Probabilmente si era consapevoli
dell’imponenza delle difese costiere dello stretto che
impedivano di fatto qualsiasi sbarco alleato o qualsiasi
attività navale.
L’attività della flotta inglese si
dovette limitare a pesantissimi bombardamenti navali dalla lunga
distanza, al di fuori del tiro dell’artiglieria costiera e ad
incursioni di piccolo naviglio per disturbare la navigazione, da
una sponda all’altra, delle zattere adibite al passaggio di
materiali e truppe dell’asse.
Tali trasporti non subirono mai alcuna
interruzione, neanche durante i violenti bombardamenti aerei.

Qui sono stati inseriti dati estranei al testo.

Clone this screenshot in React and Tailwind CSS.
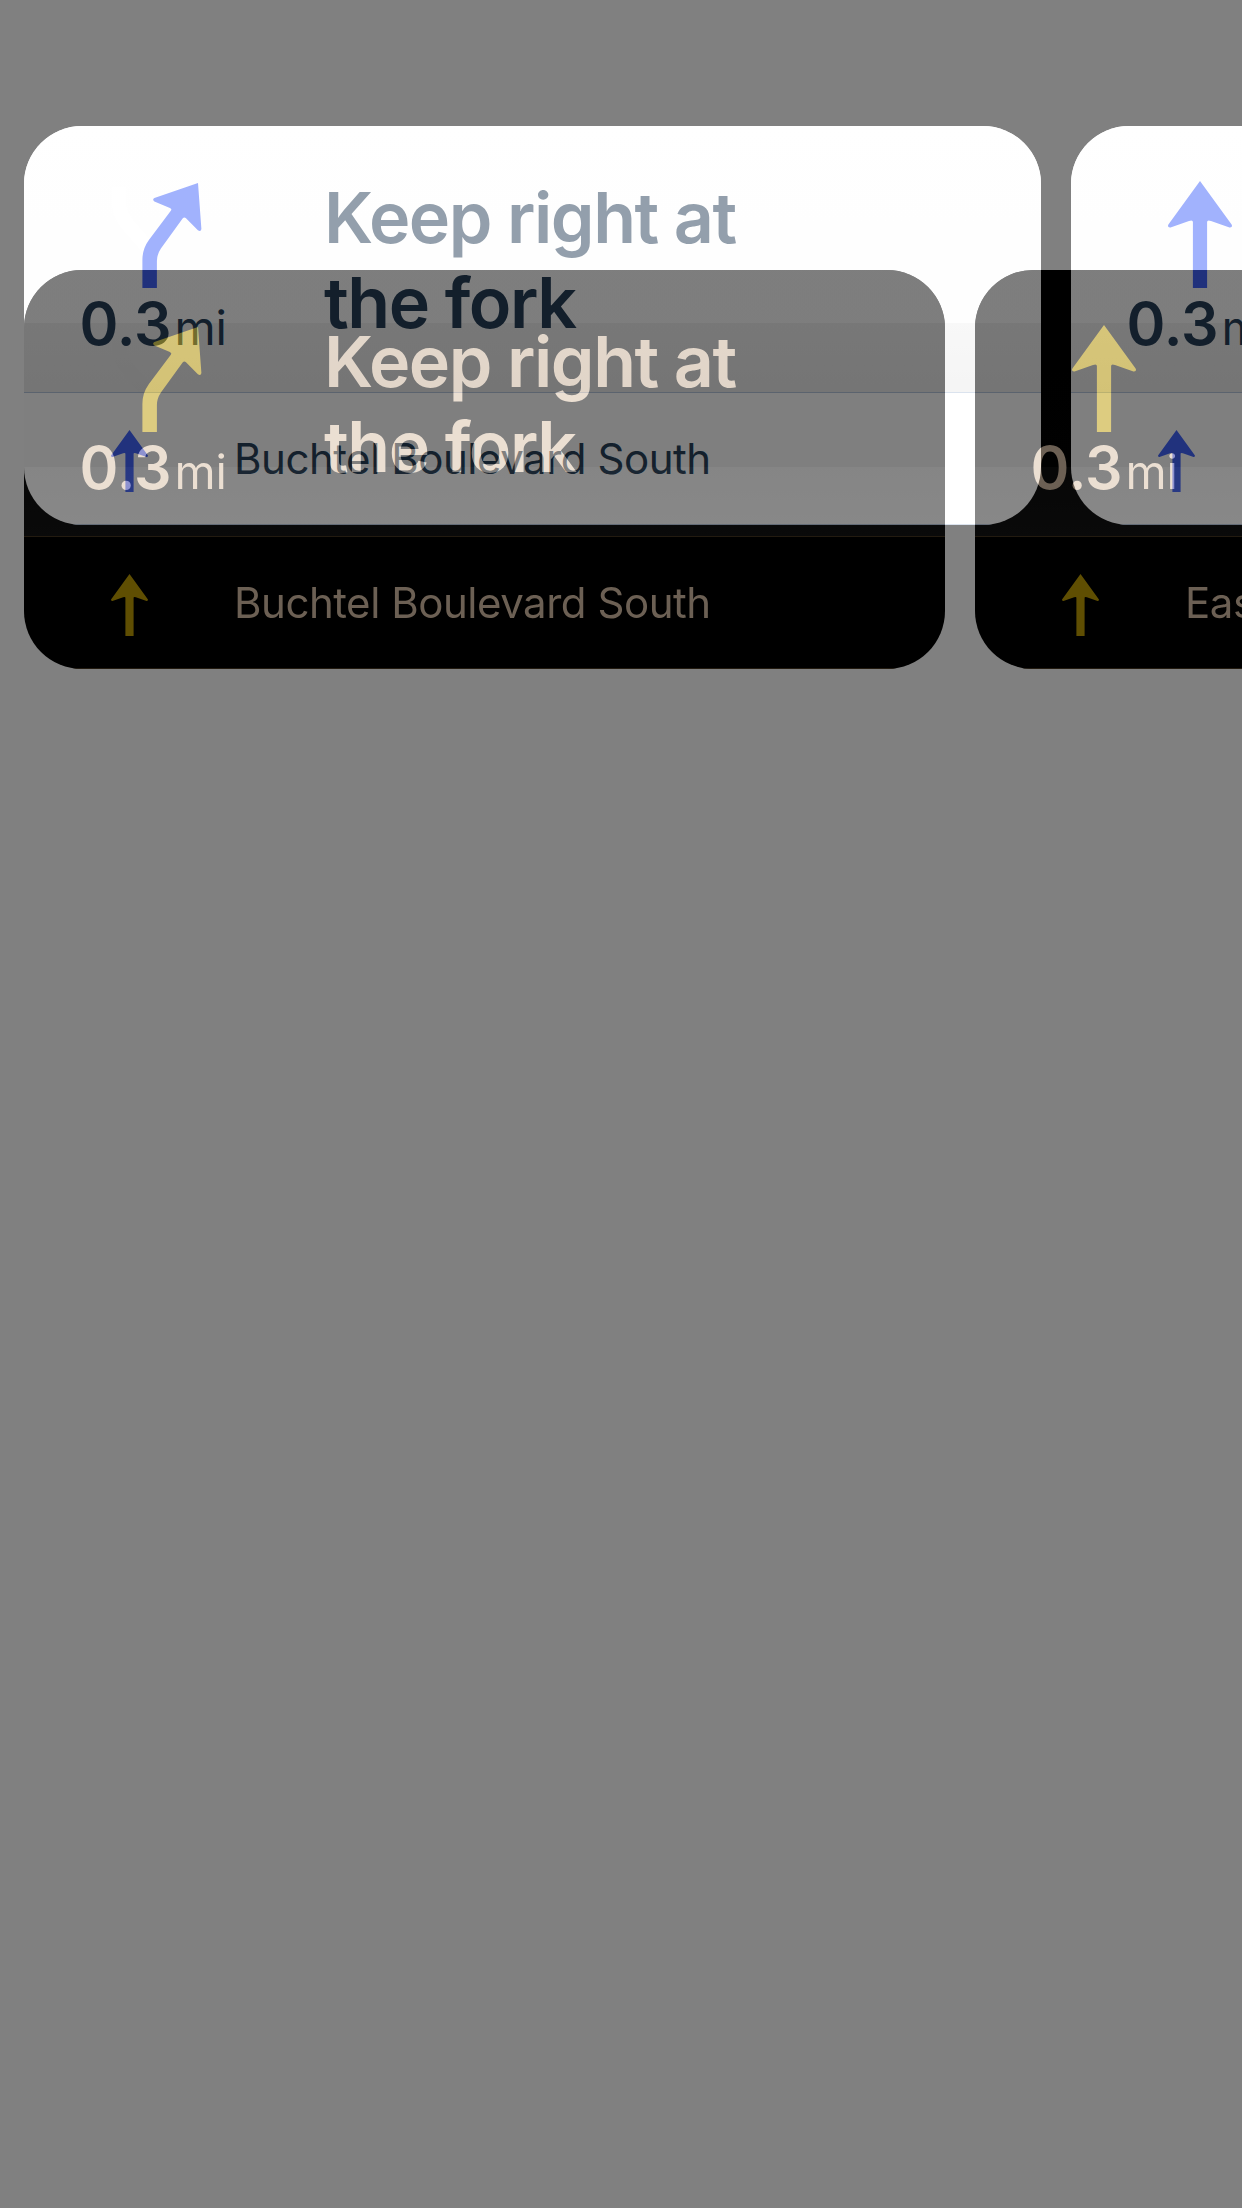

Anche l’attività dei sommergibili
inglesi era preclusa nelle acque dello stretto per l’intensa
vigilanza della marina italiana e dei punti di avvistamento
dalle due coste.
La forma ad imbuto dello stretto
dissuadeva qualsiasi piano d’attacco navale, era molto difficile
penetrare nello stretto senza essere individuati e colpiti dalle
artiglierie italiane.
Le batterie costiere dello stretto, al
contrario di altri sistemi difensivi statici, furono in grado,
infatti, di resistere, per la protezione fornita dal terrapieno
mimetico frontale, anche ai bombardamenti navali del 1943 in
quanto i colpi di artiglieria navale, con le traiettorie tese
dei grossi calibri dei cannoni in dotazione e con l’alzo
limitato che essi avevano sulle navi, si dimostrarono inefficaci
a colpire il sistema difensivo costiero.
Il 15 agosto 1943, le batterie costiere
dello stretto, il cui personale aveva combattuto, senza sosta e
senza abbandonare mai i posti di combattimento, spararono gli
ultimi colpi contro le navi nemiche prima di far saltare i pezzi
così come ordinato dal Comando militare, stava per iniziare
l’operazione Baytown, lo sbarco alleato sulle coste calabresi
con il conseguente ritiro delle truppe dell’asse lungo la
penisola.
A distanza di tanti anni, rimangono
silenziose, con tutto il loro fascino immutato nel tempo, quelle
“sentinelle dello stretto” che resistettero, alcune intatte,
oltre che agli eventi bellici anche al devastante terremoto del
1908, pari al 12° ed ultimo grado della scala Mercalli, che rase
al suolo le due città dello stretto.